I’ve been hearing for years about the book called “Love Languages”. Not long ago, I took the quiz online, and I had equally strong scores for “quality time” and “touch”. This was no shock to me. Even more, the fact that “gifts” were so low on my list, was the most obvious. I don’t care about things. I care about spending time with the people I love and I naturally just reach out to touch them. This happens easily for me. I rub my hands through my children’s hair, hug them, kiss them, and tickle them. I will smack my hubby on the ass as I walk by him. I’ll run my hands up and down D’s neck, because I know he likes it. B is big on touch too, so we spend a lot of time cuddling. It all just works.

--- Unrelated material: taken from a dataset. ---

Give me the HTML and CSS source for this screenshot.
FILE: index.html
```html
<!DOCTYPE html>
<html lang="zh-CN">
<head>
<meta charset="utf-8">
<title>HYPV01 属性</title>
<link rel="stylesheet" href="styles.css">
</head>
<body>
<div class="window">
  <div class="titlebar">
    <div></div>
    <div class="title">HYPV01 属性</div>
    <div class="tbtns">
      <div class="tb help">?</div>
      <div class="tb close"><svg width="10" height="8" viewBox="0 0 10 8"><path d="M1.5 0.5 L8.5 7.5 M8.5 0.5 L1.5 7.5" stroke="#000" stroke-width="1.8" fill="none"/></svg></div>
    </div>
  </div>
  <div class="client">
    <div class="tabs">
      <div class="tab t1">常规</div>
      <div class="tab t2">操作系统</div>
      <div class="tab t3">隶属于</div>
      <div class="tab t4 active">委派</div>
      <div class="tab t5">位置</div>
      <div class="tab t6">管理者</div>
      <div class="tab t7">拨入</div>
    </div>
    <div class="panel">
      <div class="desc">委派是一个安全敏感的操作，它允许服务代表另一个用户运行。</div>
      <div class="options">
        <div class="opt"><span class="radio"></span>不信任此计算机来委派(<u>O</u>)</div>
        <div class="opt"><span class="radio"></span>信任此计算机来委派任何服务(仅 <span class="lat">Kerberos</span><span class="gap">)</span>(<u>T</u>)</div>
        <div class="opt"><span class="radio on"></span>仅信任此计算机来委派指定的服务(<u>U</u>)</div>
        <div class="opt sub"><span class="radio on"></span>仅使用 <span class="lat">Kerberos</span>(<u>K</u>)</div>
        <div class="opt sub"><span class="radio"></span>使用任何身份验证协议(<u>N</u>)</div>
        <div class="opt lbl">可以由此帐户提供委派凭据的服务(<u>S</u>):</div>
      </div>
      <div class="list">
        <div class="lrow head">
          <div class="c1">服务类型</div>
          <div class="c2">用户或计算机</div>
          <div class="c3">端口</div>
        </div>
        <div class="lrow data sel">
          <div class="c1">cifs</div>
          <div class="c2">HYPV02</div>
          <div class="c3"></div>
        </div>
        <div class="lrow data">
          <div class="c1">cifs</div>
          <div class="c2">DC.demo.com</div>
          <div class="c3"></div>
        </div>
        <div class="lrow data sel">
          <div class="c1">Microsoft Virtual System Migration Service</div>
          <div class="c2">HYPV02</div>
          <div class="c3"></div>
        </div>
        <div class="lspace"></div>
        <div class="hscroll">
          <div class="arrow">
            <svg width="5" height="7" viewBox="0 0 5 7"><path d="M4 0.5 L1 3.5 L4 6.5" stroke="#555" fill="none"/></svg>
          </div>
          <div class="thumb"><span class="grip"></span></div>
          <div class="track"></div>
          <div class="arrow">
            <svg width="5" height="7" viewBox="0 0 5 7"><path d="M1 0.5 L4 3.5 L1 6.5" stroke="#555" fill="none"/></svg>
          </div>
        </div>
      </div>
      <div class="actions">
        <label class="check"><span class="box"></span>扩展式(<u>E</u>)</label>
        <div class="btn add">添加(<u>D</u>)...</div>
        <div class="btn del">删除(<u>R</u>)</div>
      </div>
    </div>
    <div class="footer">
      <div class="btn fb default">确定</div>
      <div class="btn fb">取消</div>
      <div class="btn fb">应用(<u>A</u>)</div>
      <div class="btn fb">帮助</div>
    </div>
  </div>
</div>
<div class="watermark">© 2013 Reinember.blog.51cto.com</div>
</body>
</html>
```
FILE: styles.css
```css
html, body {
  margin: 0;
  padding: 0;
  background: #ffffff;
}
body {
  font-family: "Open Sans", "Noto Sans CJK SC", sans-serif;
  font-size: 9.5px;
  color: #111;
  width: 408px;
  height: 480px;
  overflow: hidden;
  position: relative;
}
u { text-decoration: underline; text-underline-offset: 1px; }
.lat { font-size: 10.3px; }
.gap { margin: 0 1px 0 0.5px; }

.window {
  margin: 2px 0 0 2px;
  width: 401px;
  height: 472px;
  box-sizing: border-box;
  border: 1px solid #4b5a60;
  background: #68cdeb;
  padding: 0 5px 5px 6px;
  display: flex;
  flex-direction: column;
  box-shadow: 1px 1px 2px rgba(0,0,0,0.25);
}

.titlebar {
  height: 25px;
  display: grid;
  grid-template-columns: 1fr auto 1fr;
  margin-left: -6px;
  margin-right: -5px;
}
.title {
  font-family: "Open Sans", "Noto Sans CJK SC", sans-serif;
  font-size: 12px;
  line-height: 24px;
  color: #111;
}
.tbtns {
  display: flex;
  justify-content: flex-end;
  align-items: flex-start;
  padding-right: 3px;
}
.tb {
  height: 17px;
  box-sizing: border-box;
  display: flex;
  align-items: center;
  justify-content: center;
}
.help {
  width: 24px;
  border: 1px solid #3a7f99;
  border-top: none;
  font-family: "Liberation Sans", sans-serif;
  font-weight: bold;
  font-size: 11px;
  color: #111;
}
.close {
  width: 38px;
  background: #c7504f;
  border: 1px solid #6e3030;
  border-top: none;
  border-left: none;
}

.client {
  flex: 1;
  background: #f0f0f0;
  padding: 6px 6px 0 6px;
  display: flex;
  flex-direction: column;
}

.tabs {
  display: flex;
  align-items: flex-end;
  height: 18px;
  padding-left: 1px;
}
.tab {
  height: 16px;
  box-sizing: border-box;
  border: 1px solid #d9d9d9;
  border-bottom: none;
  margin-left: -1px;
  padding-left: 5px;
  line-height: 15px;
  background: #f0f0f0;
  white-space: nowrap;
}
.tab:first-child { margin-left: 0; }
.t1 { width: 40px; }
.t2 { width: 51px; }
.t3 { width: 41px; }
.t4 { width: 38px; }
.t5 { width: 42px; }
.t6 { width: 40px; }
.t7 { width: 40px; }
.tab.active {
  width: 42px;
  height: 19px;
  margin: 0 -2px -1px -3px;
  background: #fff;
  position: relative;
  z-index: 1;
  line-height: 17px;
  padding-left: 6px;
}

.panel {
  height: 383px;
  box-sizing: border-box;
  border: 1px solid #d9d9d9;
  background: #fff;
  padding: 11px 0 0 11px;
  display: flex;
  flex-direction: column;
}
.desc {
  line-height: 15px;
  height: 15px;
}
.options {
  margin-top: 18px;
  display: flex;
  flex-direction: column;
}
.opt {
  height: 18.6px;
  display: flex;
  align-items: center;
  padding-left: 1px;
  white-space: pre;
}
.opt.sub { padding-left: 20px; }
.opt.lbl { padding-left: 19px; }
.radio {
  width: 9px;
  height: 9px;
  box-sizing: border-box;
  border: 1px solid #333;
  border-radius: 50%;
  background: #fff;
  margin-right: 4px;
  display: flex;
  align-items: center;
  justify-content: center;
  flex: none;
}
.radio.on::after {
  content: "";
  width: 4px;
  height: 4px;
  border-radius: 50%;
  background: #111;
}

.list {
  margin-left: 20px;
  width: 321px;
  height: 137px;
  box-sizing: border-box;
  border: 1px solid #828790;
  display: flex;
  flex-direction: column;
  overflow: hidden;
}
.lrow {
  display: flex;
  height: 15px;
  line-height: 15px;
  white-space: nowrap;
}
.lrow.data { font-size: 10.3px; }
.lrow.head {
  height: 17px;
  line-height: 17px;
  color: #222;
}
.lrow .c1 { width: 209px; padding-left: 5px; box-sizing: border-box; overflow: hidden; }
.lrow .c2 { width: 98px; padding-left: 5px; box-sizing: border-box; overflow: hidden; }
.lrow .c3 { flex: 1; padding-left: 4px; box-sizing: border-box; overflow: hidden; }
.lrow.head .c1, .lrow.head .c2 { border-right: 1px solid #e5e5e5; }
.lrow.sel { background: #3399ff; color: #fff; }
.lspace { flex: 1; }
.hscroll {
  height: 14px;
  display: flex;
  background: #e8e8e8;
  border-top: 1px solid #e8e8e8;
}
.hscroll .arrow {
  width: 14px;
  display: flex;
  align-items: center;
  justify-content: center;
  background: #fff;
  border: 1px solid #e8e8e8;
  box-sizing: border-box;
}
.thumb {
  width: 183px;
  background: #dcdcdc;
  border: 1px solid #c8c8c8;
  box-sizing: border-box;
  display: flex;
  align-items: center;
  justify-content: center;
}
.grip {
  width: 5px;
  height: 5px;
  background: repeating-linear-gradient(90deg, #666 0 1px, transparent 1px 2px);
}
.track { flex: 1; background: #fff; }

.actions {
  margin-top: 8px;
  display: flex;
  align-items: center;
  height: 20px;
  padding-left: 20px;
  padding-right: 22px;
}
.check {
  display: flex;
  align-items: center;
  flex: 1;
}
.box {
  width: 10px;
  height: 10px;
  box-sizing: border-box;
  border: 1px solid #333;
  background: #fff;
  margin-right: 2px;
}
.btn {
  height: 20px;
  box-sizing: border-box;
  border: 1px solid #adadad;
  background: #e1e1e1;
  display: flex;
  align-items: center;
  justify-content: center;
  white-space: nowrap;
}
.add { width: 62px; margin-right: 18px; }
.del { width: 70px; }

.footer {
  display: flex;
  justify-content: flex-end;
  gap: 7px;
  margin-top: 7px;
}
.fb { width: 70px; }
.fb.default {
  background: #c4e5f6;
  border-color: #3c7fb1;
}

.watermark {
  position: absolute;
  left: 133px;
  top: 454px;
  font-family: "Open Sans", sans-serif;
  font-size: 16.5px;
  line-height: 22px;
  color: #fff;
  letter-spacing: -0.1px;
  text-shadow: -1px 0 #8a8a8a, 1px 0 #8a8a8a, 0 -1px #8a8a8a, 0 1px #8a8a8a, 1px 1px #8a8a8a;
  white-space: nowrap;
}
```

But talking about it? Nope. I’m not good at anything more than saying “I love you”. However, I’ve found that this polyamory thing necessitates putting words to the romance that I normally show via touch and quality time, because there is a limit to how much touch and quality time one can have when one has three partners, four kids, two jobs, and a bit of a life! Last week, D and I expressed our love for each other for the first time. We had the most amazing “clothes on” date. It’s incredible to me that the perfect date involved us going to IKEA, dinner at his favourite pub, a walk in the freezing cold, and a tea to warm up, but it did. Now, the trip to IKEA was to get sheets and pillows for me to have at his place. This really means a poly form of commitment – I’m going to be there enough to need sheets to go on and off his bed. That’s a good thing! The dinner at his favourite pub was awesome. We shared a bunch of appetizers and chatted and kissed and it was like we were alone in the world. It was amazing. I think I was spotted by one of my coworkers from my second job, which could be problematic, but, in truth, I don’t really care. I am so happy with my choices, I’m OK to share them with the world! We then went for a walk and it was soooooooo cold! But we stopped and kissed and talked and just enjoyed each other. We warmed up over tea and watched the world go by out the window. It all sounds so simple. It’s hard to demonstrate the romance in it. It was by far the best date I’ve ever had. I think this is because we have so much fun together and the love we feel surrounds us no matter what we do. It’s amazing.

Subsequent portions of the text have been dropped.